- [Your instructions]
Reproduce the material word for word; the images stay out.

- [Provided material]
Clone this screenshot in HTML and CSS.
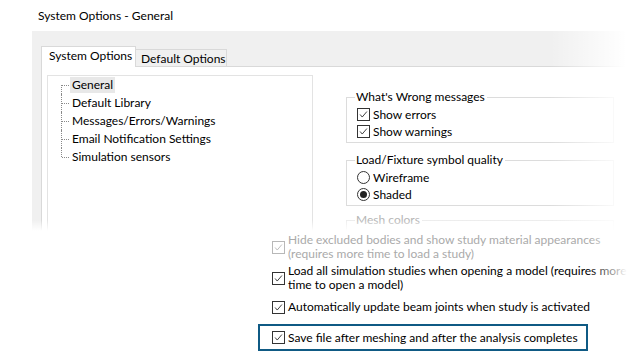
FILE: index.html
```html
<!DOCTYPE html>
<html lang="en">
<head>
<meta charset="utf-8">
<title>System Options - General</title>
<link rel="stylesheet" href="styles.css">
</head>
<body>
<div class="title">System Options - General</div>

<div class="dialog">
  <div class="tabs">
    <div class="tab active">System Options</div>
    <div class="tab">Default Options</div>
  </div>
  <div class="panel">
    <ul class="tree">
      <li class="first"><span class="label selected">General</span></li>
      <li><span class="label">Default Library</span></li>
      <li><span class="label">Messages/Errors/Warnings</span></li>
      <li><span class="label">Email Notification Settings</span></li>
      <li class="last"><span class="label">Simulation sensors</span></li>
    </ul>
    <div class="groups">
      <fieldset class="group g1">
        <legend>What's Wrong messages</legend>
        <div class="row"><span class="cb checked"><svg viewBox="0 0 13 13"><polyline points="2.5,6.5 5,9.5 10.5,3"/></svg></span>Show errors</div>
        <div class="row"><span class="cb checked"><svg viewBox="0 0 13 13"><polyline points="2.5,6.5 5,9.5 10.5,3"/></svg></span>Show warnings</div>
      </fieldset>
      <fieldset class="group g2">
        <legend>Load/Fixture symbol quality</legend>
        <div class="row"><span class="radio"></span>Wireframe</div>
        <div class="row"><span class="radio on"></span>Shaded</div>
      </fieldset>
      <fieldset class="group g3 disabled">
        <legend>Mesh colors</legend>
      </fieldset>
    </div>
  </div>
  <div class="fade-right"></div>
  <div class="fade-bottom"></div>
</div>

<div class="options">
  <div class="opt disabled o1"><span class="cb checked"><svg viewBox="0 0 13 13"><polyline points="2.5,6.5 5,9.5 10.5,3"/></svg></span><span class="txt">Hide excluded bodies and show study material appearances<br>(requires more time to load a study)</span></div>
  <div class="opt o2"><span class="cb checked"><svg viewBox="0 0 13 13"><polyline points="2.5,6.5 5,9.5 10.5,3"/></svg></span><span class="txt">Load all simulation studies when opening a model (requires more<br>time to open a model)</span></div>
  <div class="opt o3"><span class="cb checked"><svg viewBox="0 0 13 13"><polyline points="2.5,6.5 5,9.5 10.5,3"/></svg></span><span class="txt">Automatically update beam joints when study is activated</span></div>
  <div class="opt highlight"><span class="cb checked"><svg viewBox="0 0 13 13"><polyline points="2.5,6.5 5,9.5 10.5,3"/></svg></span><span class="txt">Save file after meshing and after the analysis completes</span></div>
  <div class="fade-right2"></div>
</div>
</body>
</html>
```

FILE: styles.css
```css
* { box-sizing: border-box; }
html, body { margin: 0; padding: 0; background: #fff; }
body {
  width: 640px;
  height: 360px;
  overflow: hidden;
  font-family: "Lato", "Noto Sans", sans-serif;
  font-size: 12px;
  color: #000;
  position: relative;
}
.title {
  height: 31px;
  padding: 8px 0 0 38px;
  line-height: 16px;
}
.dialog {
  position: relative;
  margin-left: 32px;
  height: 201px;
  background: #f0f0f0;
  padding: 15px 0 0 9px;
  overflow: hidden;
}
.tabs {
  display: flex;
  height: 20px;
  align-items: flex-end;
  position: relative;
  z-index: 1;
}
.tab {
  height: 17px;
  width: 91px;
  border: 1px solid #d9d9d9;
  border-bottom: none;
  border-left: none;
  background: #f0f0f0;
  line-height: 17px;
  padding-left: 5px;
  white-space: nowrap;
}
.tab.active {
  height: 21px;
  width: 95px;
  margin-bottom: -1px;
  background: #fff;
  border-left: 1px solid #d9d9d9;
  padding-left: 7px;
  line-height: 18px;
}
.panel {
  display: flex;
  height: 170px;
  background: #fff;
  border-top: 1px solid #d9d9d9;
  border-left: 1px solid #d9d9d9;
  padding: 8px 0 0 5px;
}
.tree {
  list-style: none;
  margin: 0;
  padding: 0 0 0 13px;
  width: 266px;
  height: 170px;
  border: 1px solid #e3e3e3;
}
.tree li {
  position: relative;
  height: 18px;
  line-height: 18px;
  padding-left: 9px;
}
.tree li::before {
  content: "";
  position: absolute;
  left: 0;
  top: 0;
  bottom: 0;
  border-left: 1px dotted #8a8a8a;
}
.tree li.first::before { top: 9px; }
.tree li.last::before { bottom: 9px; }
.tree li::after {
  content: "";
  position: absolute;
  left: 1px;
  top: 9px;
  width: 7px;
  border-top: 1px dotted #8a8a8a;
}
.label {
  display: inline-block;
  padding: 0 2px;
  line-height: 16px;
}
.label.selected { background: #e8e8e8; }
.groups {
  margin-left: 33px;
  width: 268px;
  padding-top: 14px;
}
.group {
  margin: 0;
  border: 1px solid #dcdcdc;
  padding: 0 0 1px 8px;
  min-width: 0;
}
.group.g1 { padding-bottom: 2px; }
.group legend {
  padding: 0 2px 0 1px;
  line-height: 16px;
  color: #000;
}
.group.g2 { margin-top: 9px; padding-bottom: 2px; }
.group.g3 { margin-top: 6px; height: 30px; }
.group.disabled { border-color: #ececec; }
.group.disabled legend { color: #b5b5b5; }
.row {
  display: flex;
  align-items: center;
  height: 17px;
  padding-left: 2px;
  gap: 3px;
}
.group .row:first-of-type { margin-top: 1px; }
.cb {
  flex: none;
  width: 13px;
  height: 13px;
  border: 1px solid #333;
  background: #fff;
  display: inline-flex;
}
.cb svg {
  width: 11px;
  height: 11px;
  fill: none;
  stroke: #333;
  stroke-width: 1.1;
}
.radio {
  flex: none;
  width: 13px;
  height: 13px;
  border: 1px solid #333;
  border-radius: 50%;
  background: #fff;
  display: inline-flex;
  align-items: center;
  justify-content: center;
}
.radio.on::after {
  content: "";
  width: 7px;
  height: 7px;
  border-radius: 50%;
  background: #222;
}
.fade-right {
  position: absolute;
  top: 0;
  right: 0;
  bottom: 0;
  width: 90px;
  background: linear-gradient(to right, rgba(255,255,255,0), #fff 85%);
  z-index: 2;
}
.fade-bottom {
  position: absolute;
  left: 0;
  right: 0;
  bottom: 0;
  height: 12px;
  background: linear-gradient(to bottom, rgba(255,255,255,0), #fff 90%);
  z-index: 2;
}
.options {
  position: relative;
  margin-left: 258px;
  padding-top: 1px;
}
.opt {
  display: flex;
  align-items: center;
  gap: 3px;
  padding-left: 14px;
  white-space: nowrap;
}
.txt { line-height: 14px; }
.opt.o2 { margin-top: 3px; }
.opt.o3 { margin-top: 8px; }
.opt.disabled { color: #aaaaaa; }
.opt.disabled .cb { border-color: #b8b8b8; }
.opt.disabled .cb svg { stroke: #b8b8b8; }
.opt.highlight {
  margin-top: 10px;
  width: 330px;
  height: 27px;
  border: 2px solid #0f5a84;
  padding-left: 12px;
}
.fade-right2 {
  position: absolute;
  top: 0;
  bottom: 0;
  left: 332px;
  width: 50px;
  background: linear-gradient(to right, rgba(255,255,255,0), #fff 75%);
}
```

- [Result]
Clone this screenshot in HTML and CSS.
FILE: index.html
```html
<!DOCTYPE html>
<html lang="en">
<head>
<meta charset="utf-8">
<title>System Options - General</title>
<link rel="stylesheet" href="styles.css">
</head>
<body>
<div class="title">System Options - General</div>

<div class="dialog">
  <div class="tabs">
    <div class="tab active">System Options</div>
    <div class="tab">Default Options</div>
  </div>
  <div class="panel">
    <ul class="tree">
      <li class="first"><span class="label selected">General</span></li>
      <li><span class="label">Default Library</span></li>
      <li><span class="label">Messages/Errors/Warnings</span></li>
      <li><span class="label">Email Notification Settings</span></li>
      <li class="last"><span class="label">Simulation sensors</span></li>
    </ul>
    <div class="groups">
      <fieldset class="group g1">
        <legend>What's Wrong messages</legend>
        <div class="row"><span class="cb checked"><svg viewBox="0 0 13 13"><polyline points="2.5,6.5 5,9.5 10.5,3"/></svg></span>Show errors</div>
        <div class="row"><span class="cb checked"><svg viewBox="0 0 13 13"><polyline points="2.5,6.5 5,9.5 10.5,3"/></svg></span>Show warnings</div>
      </fieldset>
      <fieldset class="group g2">
        <legend>Load/Fixture symbol quality</legend>
        <div class="row"><span class="radio"></span>Wireframe</div>
        <div class="row"><span class="radio on"></span>Shaded</div>
      </fieldset>
      <fieldset class="group g3 disabled">
        <legend>Mesh colors</legend>
      </fieldset>
    </div>
  </div>
  <div class="fade-right"></div>
  <div class="fade-bottom"></div>
</div>

<div class="options">
  <div class="opt disabled o1"><span class="cb checked"><svg viewBox="0 0 13 13"><polyline points="2.5,6.5 5,9.5 10.5,3"/></svg></span><span class="txt">Hide excluded bodies and show study material appearances<br>(requires more time to load a study)</span></div>
  <div class="opt o2"><span class="cb checked"><svg viewBox="0 0 13 13"><polyline points="2.5,6.5 5,9.5 10.5,3"/></svg></span><span class="txt">Load all simulation studies when opening a model (requires more<br>time to open a model)</span></div>
  <div class="opt o3"><span class="cb checked"><svg viewBox="0 0 13 13"><polyline points="2.5,6.5 5,9.5 10.5,3"/></svg></span><span class="txt">Automatically update beam joints when study is activated</span></div>
  <div class="opt highlight"><span class="cb checked"><svg viewBox="0 0 13 13"><polyline points="2.5,6.5 5,9.5 10.5,3"/></svg></span><span class="txt">Save file after meshing and after the analysis completes</span></div>
  <div class="fade-right2"></div>
</div>
</body>
</html>
```

FILE: styles.css
```css
* { box-sizing: border-box; }
html, body { margin: 0; padding: 0; background: #fff; }
body {
  width: 640px;
  height: 360px;
  overflow: hidden;
  font-family: "Lato", "Noto Sans", sans-serif;
  font-size: 12px;
  color: #000;
  position: relative;
}
.title {
  height: 31px;
  padding: 8px 0 0 38px;
  line-height: 16px;
}
.dialog {
  position: relative;
  margin-left: 32px;
  height: 201px;
  background: #f0f0f0;
  padding: 15px 0 0 9px;
  overflow: hidden;
}
.tabs {
  display: flex;
  height: 20px;
  align-items: flex-end;
  position: relative;
  z-index: 1;
}
.tab {
  height: 17px;
  width: 91px;
  border: 1px solid #d9d9d9;
  border-bottom: none;
  border-left: none;
  background: #f0f0f0;
  line-height: 17px;
  padding-left: 5px;
  white-space: nowrap;
}
.tab.active {
  height: 21px;
  width: 95px;
  margin-bottom: -1px;
  background: #fff;
  border-left: 1px solid #d9d9d9;
  padding-left: 7px;
  line-height: 18px;
}
.panel {
  display: flex;
  height: 170px;
  background: #fff;
  border-top: 1px solid #d9d9d9;
  border-left: 1px solid #d9d9d9;
  padding: 8px 0 0 5px;
}
.tree {
  list-style: none;
  margin: 0;
  padding: 0 0 0 13px;
  width: 266px;
  height: 170px;
  border: 1px solid #e3e3e3;
}
.tree li {
  position: relative;
  height: 18px;
  line-height: 18px;
  padding-left: 9px;
}
.tree li::before {
  content: "";
  position: absolute;
  left: 0;
  top: 0;
  bottom: 0;
  border-left: 1px dotted #8a8a8a;
}
.tree li.first::before { top: 9px; }
.tree li.last::before { bottom: 9px; }
.tree li::after {
  content: "";
  position: absolute;
  left: 1px;
  top: 9px;
  width: 7px;
  border-top: 1px dotted #8a8a8a;
}
.label {
  display: inline-block;
  padding: 0 2px;
  line-height: 16px;
}
.label.selected { background: #e8e8e8; }
.groups {
  margin-left: 33px;
  width: 268px;
  padding-top: 14px;
}
.group {
  margin: 0;
  border: 1px solid #dcdcdc;
  padding: 0 0 1px 8px;
  min-width: 0;
}
.group.g1 { padding-bottom: 2px; }
.group legend {
  padding: 0 2px 0 1px;
  line-height: 16px;
  color: #000;
}
.group.g2 { margin-top: 9px; padding-bottom: 2px; }
.group.g3 { margin-top: 6px; height: 30px; }
.group.disabled { border-color: #ececec; }
.group.disabled legend { color: #b5b5b5; }
.row {
  display: flex;
  align-items: center;
  height: 17px;
  padding-left: 2px;
  gap: 3px;
}
.group .row:first-of-type { margin-top: 1px; }
.cb {
  flex: none;
  width: 13px;
  height: 13px;
  border: 1px solid #333;
  background: #fff;
  display: inline-flex;
}
.cb svg {
  width: 11px;
  height: 11px;
  fill: none;
  stroke: #333;
  stroke-width: 1.1;
}
.radio {
  flex: none;
  width: 13px;
  height: 13px;
  border: 1px solid #333;
  border-radius: 50%;
  background: #fff;
  display: inline-flex;
  align-items: center;
  justify-content: center;
}
.radio.on::after {
  content: "";
  width: 7px;
  height: 7px;
  border-radius: 50%;
  background: #222;
}
.fade-right {
  position: absolute;
  top: 0;
  right: 0;
  bottom: 0;
  width: 90px;
  background: linear-gradient(to right, rgba(255,255,255,0), #fff 85%);
  z-index: 2;
}
.fade-bottom {
  position: absolute;
  left: 0;
  right: 0;
  bottom: 0;
  height: 12px;
  background: linear-gradient(to bottom, rgba(255,255,255,0), #fff 90%);
  z-index: 2;
}
.options {
  position: relative;
  margin-left: 258px;
  padding-top: 1px;
}
.opt {
  display: flex;
  align-items: center;
  gap: 3px;
  padding-left: 14px;
  white-space: nowrap;
}
.txt { line-height: 14px; }
.opt.o2 { margin-top: 3px; }
.opt.o3 { margin-top: 8px; }
.opt.disabled { color: #aaaaaa; }
.opt.disabled .cb { border-color: #b8b8b8; }
.opt.disabled .cb svg { stroke: #b8b8b8; }
.opt.highlight {
  margin-top: 10px;
  width: 330px;
  height: 27px;
  border: 2px solid #0f5a84;
  padding-left: 12px;
}
.fade-right2 {
  position: absolute;
  top: 0;
  bottom: 0;
  left: 332px;
  width: 50px;
  background: linear-gradient(to right, rgba(255,255,255,0), #fff 75%);
}
```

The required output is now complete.